Well, Governor Tate, what would you recommend? I’m glad you asked.
First time offender, nobody injured or killed: Loss of license for six months,
a fine of some kind, community service, alcohol rehab classes, the
interlock device on your car for life. Questions? First time offender who
injures someone: Loss of license for one year and all the other punishments
stated earlier. First time offender who kills someone or a second time
offender: Loss of license for life, jail time and shut up, I don’t want to hear
it. Done. Did you notice there are no third, fourth, fifth, sixth times here?
People, I am sick of hearing the bellyaching about how unfair it would be to
punish drunk drivers.
I think people still forget that DRIVING IS NOT A RIGHT, IT IS A PRIVELAGE.
You do not have a right to drive a car folks. Sorry but you don’t.
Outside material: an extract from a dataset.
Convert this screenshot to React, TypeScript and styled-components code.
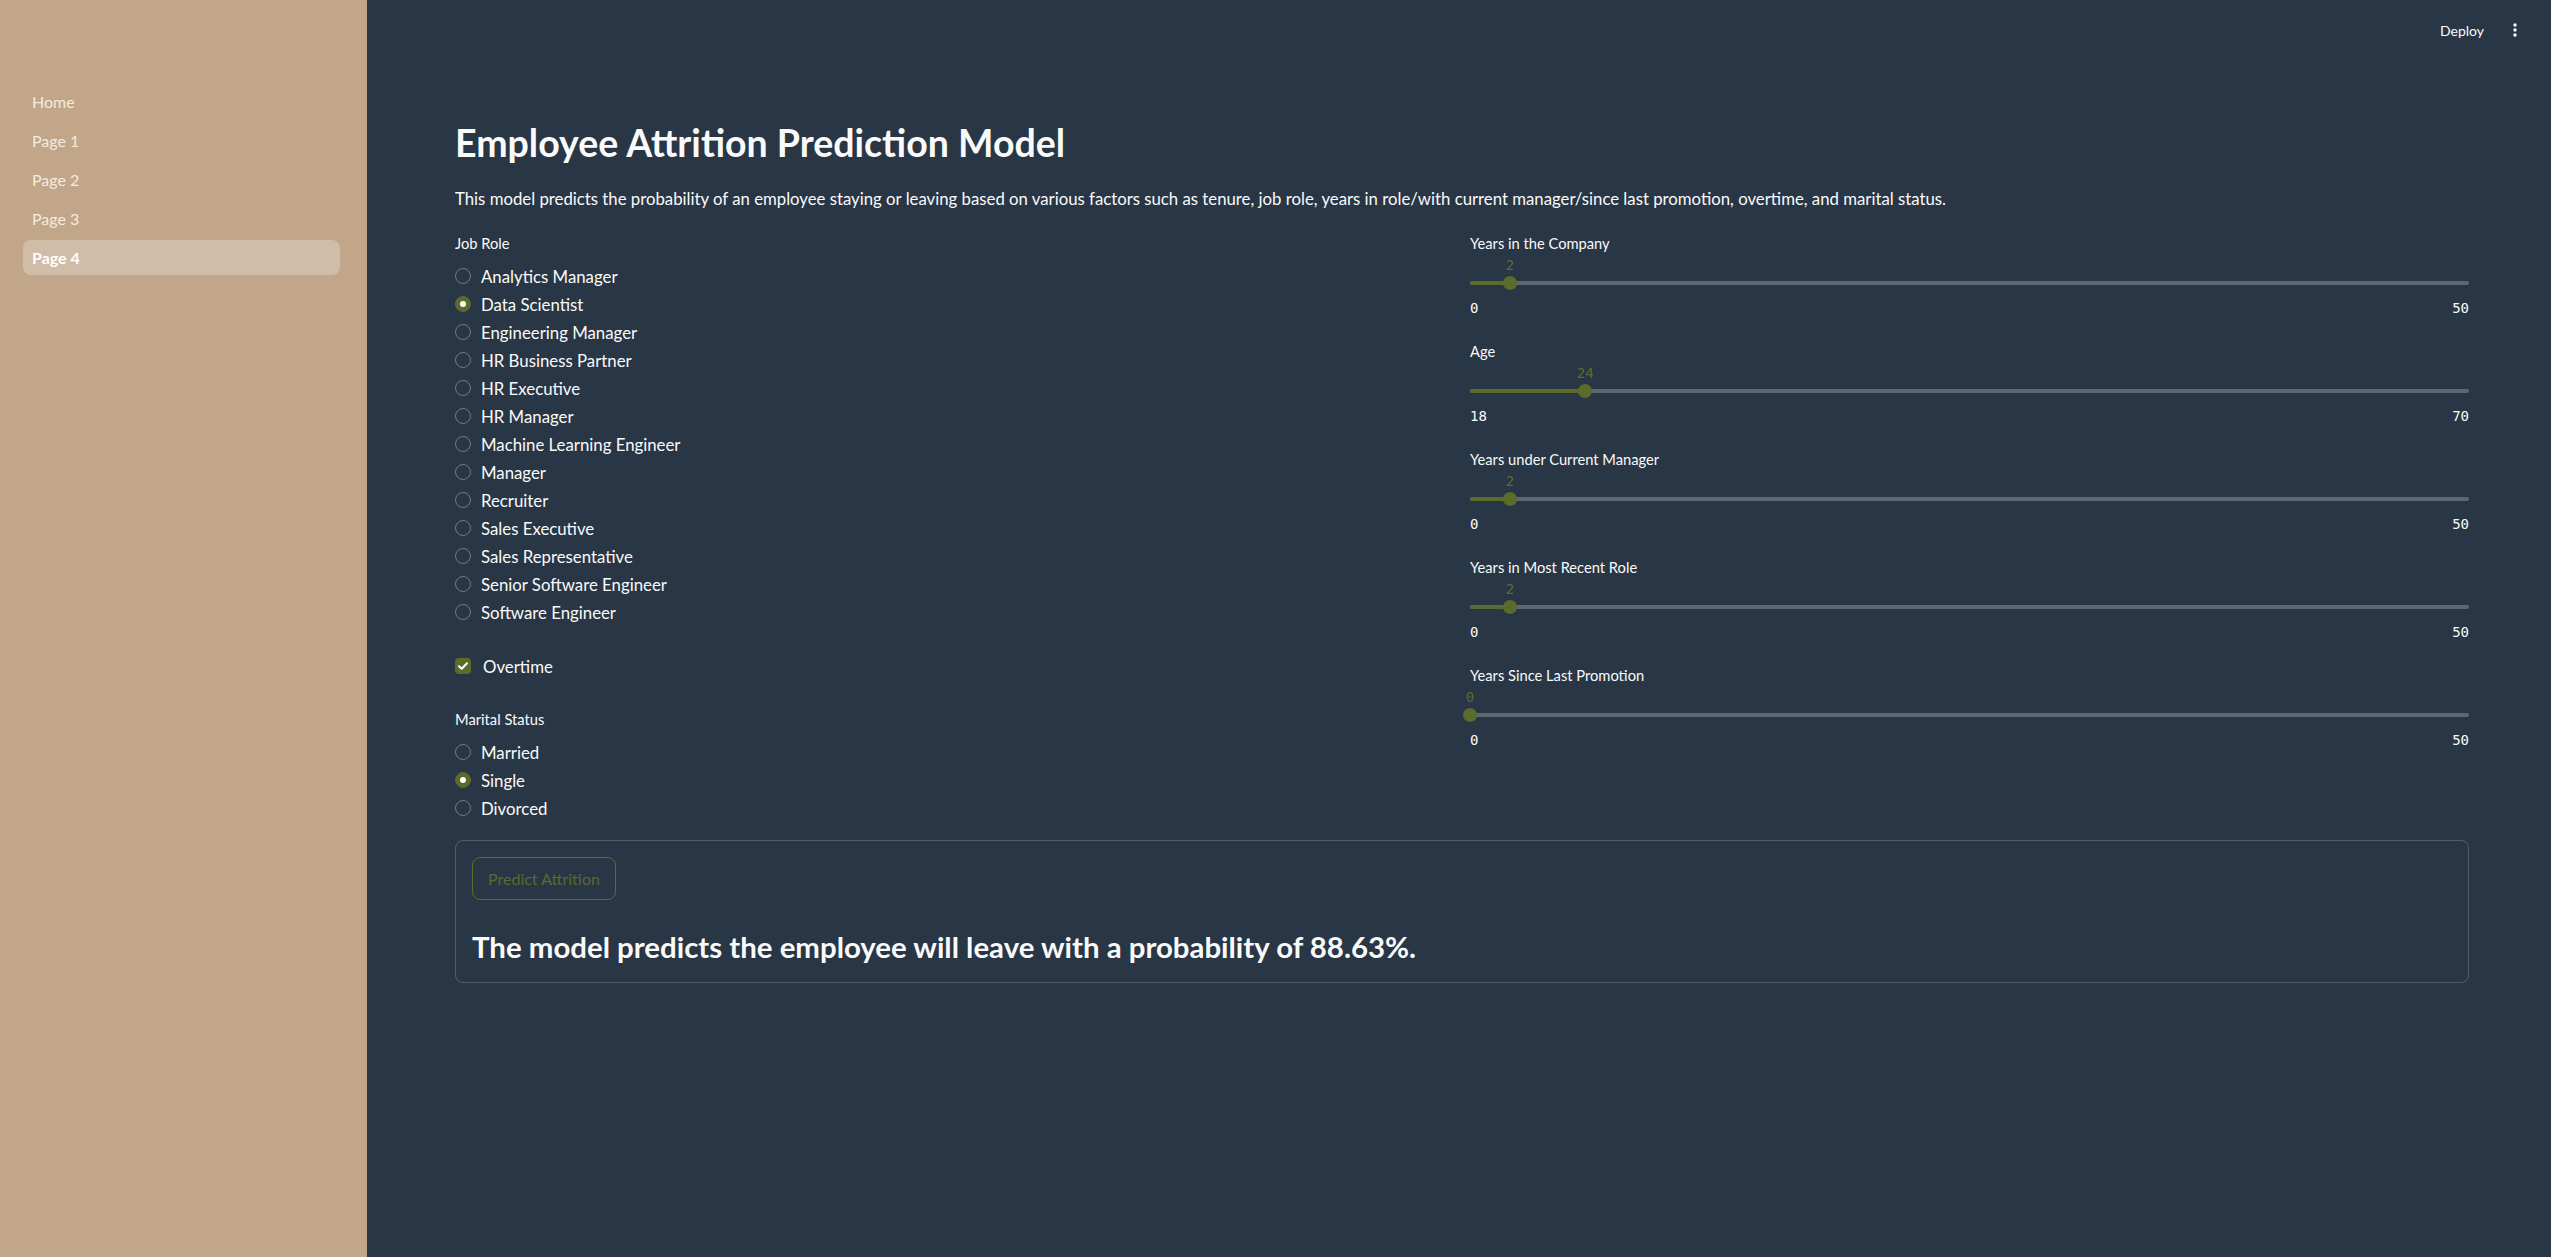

Either you abide by the rules or buy a bike, start walking, ride a horse or
whatever. I don’t care but you are not driving on my roads. Deal with it. I
really wish our lawmakers would get the “clue bird” to land on their
shoulders. But like I mentioned in a previous Robservation, I am willing to
bet you a dollar that the reason so many law makers and judges avoid stiff
penalties for DWI, not to mention the alcohol lobby that would likely fight
hard against such stiff punishments, is because many of them are perpetual
offenders themselves. Do you really think they are going to risk putting
themselves in jail for their own boorish behavior? I didn’t think so.